As drogas e o suicídio da personalidade



Inspirado pelo depoimento emocionado e cortante da mulher do infeliz vocalista da banda Charlie Brown, o tal Chorão, escrevi essa postagem no perfil do meu Facebook. É o motivo principal pelo que eu não gosto de drogas. Perdi grandes amigos para o poder corruptivo dessa merda. Uma perda, para mim, pior que a da morte. Leiam:

"Drogas matam. Sim, matam. Mas isso não é o pior efeito da droga em nossa sociedade. O drogado que morre alivia-se a si próprio e os que estão ao seu redor tragicamente. A droga vai além. A droga piora o que há de pior em nós. Cada uma delas tem o seu pecado favorito: algumas promovem a luxúria, outras a gula, ou a ira, ou a preguiça. Mas todas sem exceção - depois que debilitam o livre-arbítrio, o discernimento mental e a saúde física das pessoas - promovem a avareza, a inveja e principalmente o orgulho - pecado demoníaco por excelência: o pecado da vaidade desmesurada, da tentação do maldito sob pretexto de pureza, da falsa superioridade existencial por desafiar a realidade ainda que ela seja a dos limites do próprio corpo. Para justificar o prazer da droga, o drogado começa a achar aceitável a relativização de tudo.

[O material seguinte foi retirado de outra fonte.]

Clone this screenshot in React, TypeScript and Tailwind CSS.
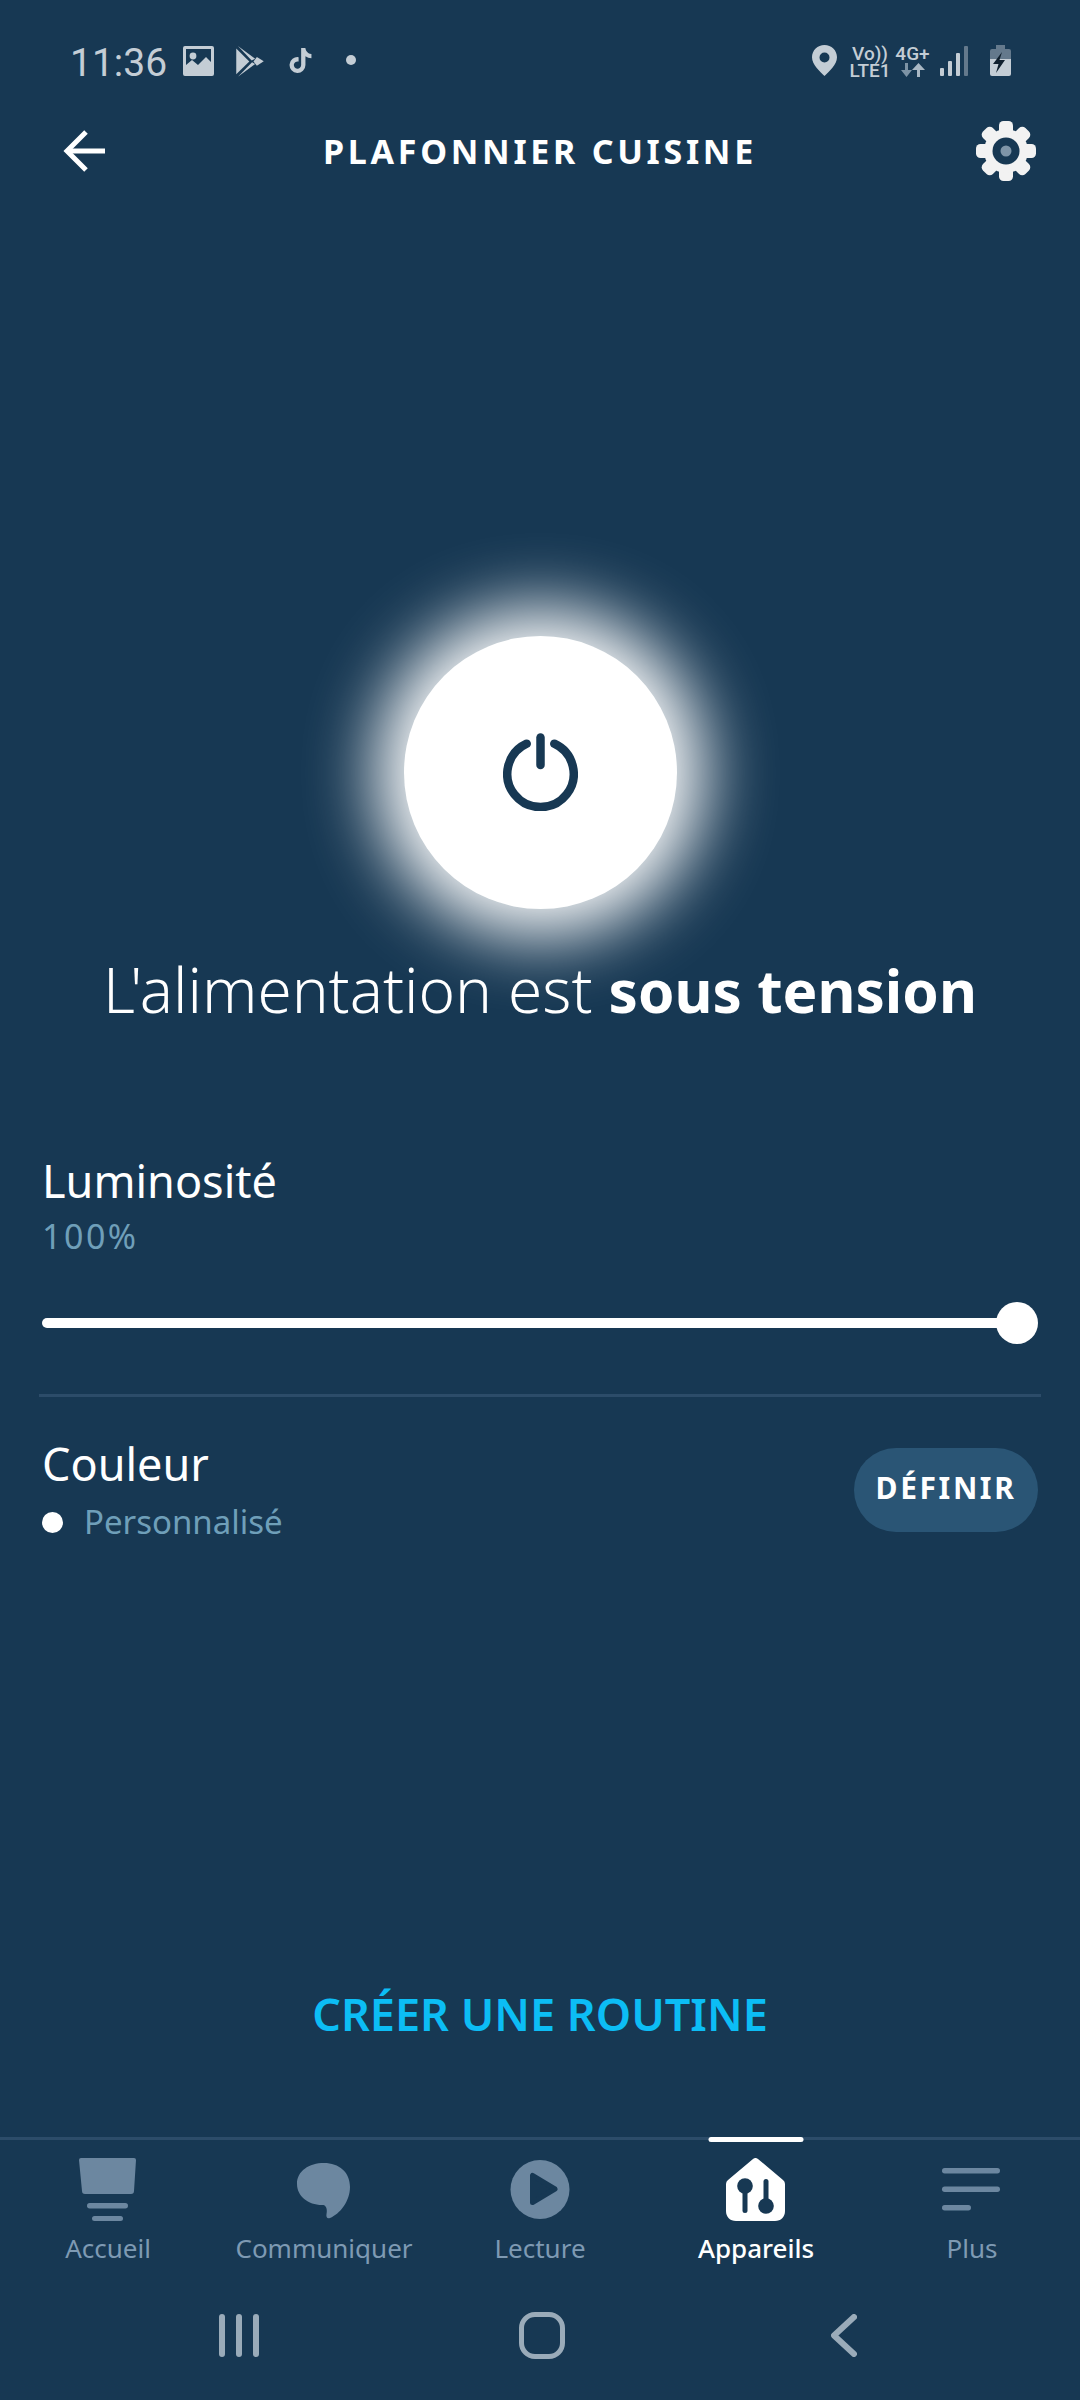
import React from 'react';
import { FaTiktok } from 'react-icons/fa';

const BG = '#173853';
const STATUS = '#C4CDD5';
const MUTED = '#6C87A0';

const StatusBar: React.FC = () => (
  <div className="relative h-[120px] shrink-0 flex justify-between text-[#C4CDD5]">
    {/* Left side */}
    <div className="flex items-start pl-[70px] pt-[40px]">
      <span className="font-['Roboto'] text-[39px] leading-[46px] w-[113px]">11:36</span>
      {/* Gallery */}
      <svg width="31" height="30" viewBox="0 0 31 30" className="mt-[6px]">
        <path fillRule="evenodd" fill={STATUS} d="M2 0h27a2 2 0 0 1 2 2v26a2 2 0 0 1-2 2H2a2 2 0 0 1-2-2V2a2 2 0 0 1 2-2zM3 3v16l6-5 6 5 8-8 5 5V3z" />
        <circle cx="10" cy="10" r="3.4" fill={STATUS} />
      </svg>
      {/* Play store */}
      <svg width="28" height="31" viewBox="0 0 80 90" className="ml-[22px] mt-[6px]">
        <path fill={STATUS} d="M0 7v75l38-37z" />
        <path fill={STATUS} d="M5 0l50 37-10 5z" />
        <path fill={STATUS} d="M60 32l20 12-20 13-10-12z" />
        <path fill={STATUS} d="M5 89l50-37-9-5z" />
      </svg>
      <FaTiktok size={25} className="ml-[24px] mt-[8px]" color={STATUS} />
      <span className="ml-[33px] mt-[15px] w-[10px] h-[10px] rounded-full bg-[#C4CDD5]" />
    </div>

    {/* Right side */}
    <div className="flex items-start pr-[69px] pt-[45px]">
      <svg width="25" height="31" viewBox="0 0 25 31">
        <path fillRule="evenodd" fill={STATUS} d="M12.5 0C19.4 0 25 5.4 25 12.3 25 20 17 26.5 12.5 31 8 26.5 0 20 0 12.3 0 5.4 5.6 0 12.5 0zm0 7.5a5 5 0 1 0 0 10 5 5 0 0 0 0-10z" />
      </svg>
      <div className="ml-[13px] w-[40px] flex flex-col items-center font-['Roboto'] font-medium text-[#C4CDD5]">
        <span className="text-[19px] leading-[17px]">Vo))</span>
        <span className="text-[19px] leading-[15px] mt-[1px]">LTE1</span>
      </div>
      <div className="ml-[6px] w-[33px] flex flex-col items-center">
        <span className="font-['Roboto'] font-medium text-[19px] leading-[17px]">4G+</span>
        <svg width="24" height="14" viewBox="0 0 24 14" className="mt-[1px]">
          <path fill="#7D93A5" d="M4 0h3v7h4l-5.5 7L0 7h4z" />
          <path fill="#A9B7C3" d="M16 14h3V7h5L17.5 0 11 7h5z" />
        </svg>
      </div>
      <svg width="28" height="30" viewBox="0 0 28 30" className="ml-[11px] mt-[1px]">
        <rect x="0" y="22" width="4" height="8" rx="1" fill={STATUS} />
        <rect x="8" y="15" width="4" height="15" rx="1" fill={STATUS} />
        <rect x="16" y="7" width="4" height="23" rx="1" fill={STATUS} />
        <rect x="24" y="0" width="4" height="30" rx="1" fill="#64798C" />
      </svg>
      <svg width="21" height="31" viewBox="0 0 21 31" className="ml-[22px]">
        <rect x="6" y="0" width="9" height="4" fill="#64798C" />
        <path fill="#64798C" d="M2 4h17a2 2 0 0 1 2 2v8H0V6a2 2 0 0 1 2-2z" />
        <path fill={STATUS} d="M0 14h21v15a2 2 0 0 1-2 2H2a2 2 0 0 1-2-2z" />
        <path fill="#10202E" d="M12 7l-9 12h5.5L6 28l9-13H9.5z" />
      </svg>
    </div>
  </div>
);

const Gear: React.FC = () => (
  <svg width="60" height="60" viewBox="0 0 60 60">
    {[0, 45, 90, 135, 180, 225, 270, 315].map((deg) => (
      <rect key={deg} x="23" y="0" width="14" height="18" rx="4.5" fill="#F2F2F2" transform={`rotate(${deg} 30 30)`} />
    ))}
    <circle cx="30" cy="30" r="22" fill="#F2F2F2" />
    <circle cx="30" cy="30" r="13.5" fill={BG} />
    <circle cx="30" cy="30" r="5.5" fill="#7F95A8" />
  </svg>
);

const Header: React.FC = () => (
  <div className="relative h-[62px] shrink-0 px-[44px] flex items-center justify-between">
    <svg width="44" height="44" viewBox="0 0 44 44" fill="none" stroke="#fff" strokeWidth="5" className="ml-[19px]">
      <path d="M42 22H4" />
      <path d="M23 3 4 22l19 19" />
    </svg>
    <h1 className="absolute left-0 right-0 text-center text-white font-bold text-[34px] tracking-[3.7px]">
      PLAFONNIER CUISINE
    </h1>
    <Gear />
  </div>
);

const PowerButton: React.FC = () => (
  <div className="mt-[454px] flex justify-center">
    <div className="w-[273px] h-[273px] rounded-full bg-white flex items-center justify-center shadow-[0_0_70px_28px_rgba(255,255,255,1)]">
      <svg width="75" height="78" viewBox="0 0 75 78" fill="none" stroke={BG} strokeWidth="8.5" strokeLinecap="round" className="-mt-[2px]">
        <path d="M37.5 4.5V32" />
        <path d="M23.7 10.7a33.2 33.2 0 1 0 27.6 0" />
      </svg>
    </div>
  </div>
);

const TabIcon: React.FC<{ name: string; color: string }> = ({ name, color }) => (
  <svg width="64" height="63" viewBox="0 0 64 63">
    {name === 'home' && (
      <>
        <path fill={color} d="M5 0h53a2 2 0 0 1 2 2l-2 31a3 3 0 0 1-3 3H9a3 3 0 0 1-3-3L3 2a2 2 0 0 1 2-2z" />
        <rect x="11" y="45" width="41" height="5.5" rx="2.7" fill={color} />
        <rect x="16" y="58" width="31" height="5" rx="2.5" fill={color} />
      </>
    )}
    {name === 'chat' && (
      <path fill={color} d="M32 5c15 0 26 9 26 24 0 14-10 27-20 31-3 1-4-1-3.5-4 .7-3 .5-8-3-9H30C16 47 5 38 5 26 5 13 17 5 32 5z" />
    )}
    {name === 'play' && (
      <>
        <circle cx="32" cy="31.5" r="29.5" fill={color} />
        <path fill={BG} stroke={BG} strokeWidth="5" strokeLinejoin="round" d="M24.5 17.5v27L47 31z" />
      </>
    )}
    {name === 'devices' && (
      <>
        <path fill={color} d="M29 1a4 4 0 0 1 5 0l25 21a5 5 0 0 1 2 4v27c0 6-4 10-10 10H12C6 63 2 59 2 53V26a5 5 0 0 1 2-4z" />
        <rect x="18.5" y="28" width="5" height="27" rx="2.5" fill={BG} />
        <circle cx="21" cy="28" r="7.8" fill={BG} />
        <rect x="39.5" y="21" width="5" height="27" rx="2.5" fill={BG} />
        <circle cx="42" cy="48" r="7.8" fill={BG} />
      </>
    )}
    {name === 'more' && (
      <>
        <rect x="2" y="10" width="58" height="5.5" rx="2.7" fill={color} />
        <rect x="2" y="28.5" width="58" height="5.5" rx="2.7" fill={color} />
        <rect x="2" y="47" width="29" height="5.5" rx="2.7" fill={color} />
      </>
    )}
  </svg>
);

const tabs = [
  { label: 'Accueil', icon: 'home', active: false },
  { label: 'Communiquer', icon: 'chat', active: false },
  { label: 'Lecture', icon: 'play', active: false },
  { label: 'Appareils', icon: 'devices', active: true },
  { label: 'Plus', icon: 'more', active: false },
];

const TabBar: React.FC = () => (
  <div className="h-[161px] shrink-0 border-t-[3px] border-[#2C4C69] grid grid-cols-5">
    {tabs.map((tab) => (
      <div key={tab.label} className="relative flex flex-col items-center pt-[18px]">
        {tab.active && <span className="absolute -top-[3px] left-1/2 -translate-x-1/2 w-[95px] h-[5px] rounded-full bg-white" />}
        <TabIcon name={tab.icon} color={tab.active ? '#FFFFFF' : MUTED} />
        <span className={`mt-[11px] text-[26px] leading-[32px] ${tab.active ? 'text-white font-medium' : 'text-[#7E9AB3]'}`}>
          {tab.label}
        </span>
      </div>
    ))}
  </div>
);

const NavBar: React.FC = () => (
  <div className="h-[102px] shrink-0 grid grid-cols-3 items-start pt-[16px]">
    <div className="flex gap-[11px] ml-[219px]">
      <span className="w-[6px] h-[43px] rounded-full bg-[#9AABB9]" />
      <span className="w-[6px] h-[43px] rounded-full bg-[#9AABB9]" />
      <span className="w-[6px] h-[43px] rounded-full bg-[#9AABB9]" />
    </div>
    <div className="flex justify-center -mt-[2px] ml-[4px]">
      <span className="w-[46px] h-[47px] rounded-[16px] border-[5px] border-[#9AABB9]" />
    </div>
    <div className="flex">
      <svg width="26" height="43" viewBox="0 0 26 43" fill="none" stroke="#9AABB9" strokeWidth="6" strokeLinecap="round" strokeLinejoin="round" className="ml-[111px]">
        <path d="M23 3 3 21.5 23 40" />
      </svg>
    </div>
  </div>
);

export default function App() {
  return (
    <div className="relative w-[1080px] h-[2400px] overflow-hidden flex flex-col bg-[#173853] font-['Noto_Sans',sans-serif] text-white">
      <StatusBar />
      <Header />
      <PowerButton />

      <p className="mt-[40px] text-center leading-[80px] h-[80px] whitespace-nowrap">
        <span className="text-[62px] font-light">L'alimentation est </span>
        <span className="text-[58.5px] font-bold">sous tension</span>
      </p>

      {/* Luminosité */}
      <div className="mt-[124px] px-[42px]">
        <div className="text-[45px] leading-[56px]">Luminosité</div>
        <div className="mt-[7px] text-[34px] leading-[40px] tracking-[2.5px] text-[#6F9FB9]">100%</div>
        <div className="mt-[46px] h-[42px] flex items-center">
          <div className="flex-1 h-[10px] rounded-l-full bg-white" />
          <div className="-ml-[1px] w-[42px] h-[42px] rounded-full bg-white" />
        </div>
      </div>

      <div className="mt-[50px] mx-[39px] h-[3px] bg-[#2C4C69]" />

      {/* Couleur */}
      <div className="mt-[39px] px-[42px] flex justify-between items-start">
        <div>
          <div className="text-[45px] leading-[56px]">Couleur</div>
          <div className="mt-[10px] flex items-center gap-[21px]">
            <span className="w-[21px] h-[21px] rounded-full bg-white" />
            <span className="text-[33px] leading-[40px] text-[#6F9FB9]">Personnalisé</span>
          </div>
        </div>
        <button className="mt-[12px] w-[184px] h-[84px] pb-[5px] rounded-full bg-[#2A5575] text-[30px] font-bold tracking-[2.6px]">
          DÉFINIR
        </button>
      </div>

      <div className="flex-1" />

      <div className="h-[80px] mb-[83px] flex items-center justify-center text-[45px] font-semibold text-[#0CBDF5]">
        CRÉER UNE ROUTINE
      </div>

      <TabBar />
      <NavBar />
    </div>
  );
}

Para sustentar o vício começa a achar relativa a necessidade de ser avarento com o que tem ou com o que pode obter para poder gastar altas somas com a sua 'viagem; passa a invejar os que obtém os mesmos bens necessários ao seu prazer caindo facilmente na tentação das ideologias utilitaristas; e, finalmente, chega à negação de toda falta de controle por parte de suas faculdades mentais e espirituais, agravando ainda mais a sua demência existencial em um arroubo de orgulho desmesurado imune a qualquer admoestação. Essa corrupção íntima afeta gravemente as relações dessas pessoas consigo próprias e com o mundo de forma tão incontrolável e avassaladora que nada mais resta a elas que não se agarrar a um solipsismo suicida que, com sorte, é aproveitado por algo ou alguém; mas que, na maioria das vezes, leva mesmo é à destruição total da personalidade. A droga pode levar a mortes bem mais prolongadas e dolorosas."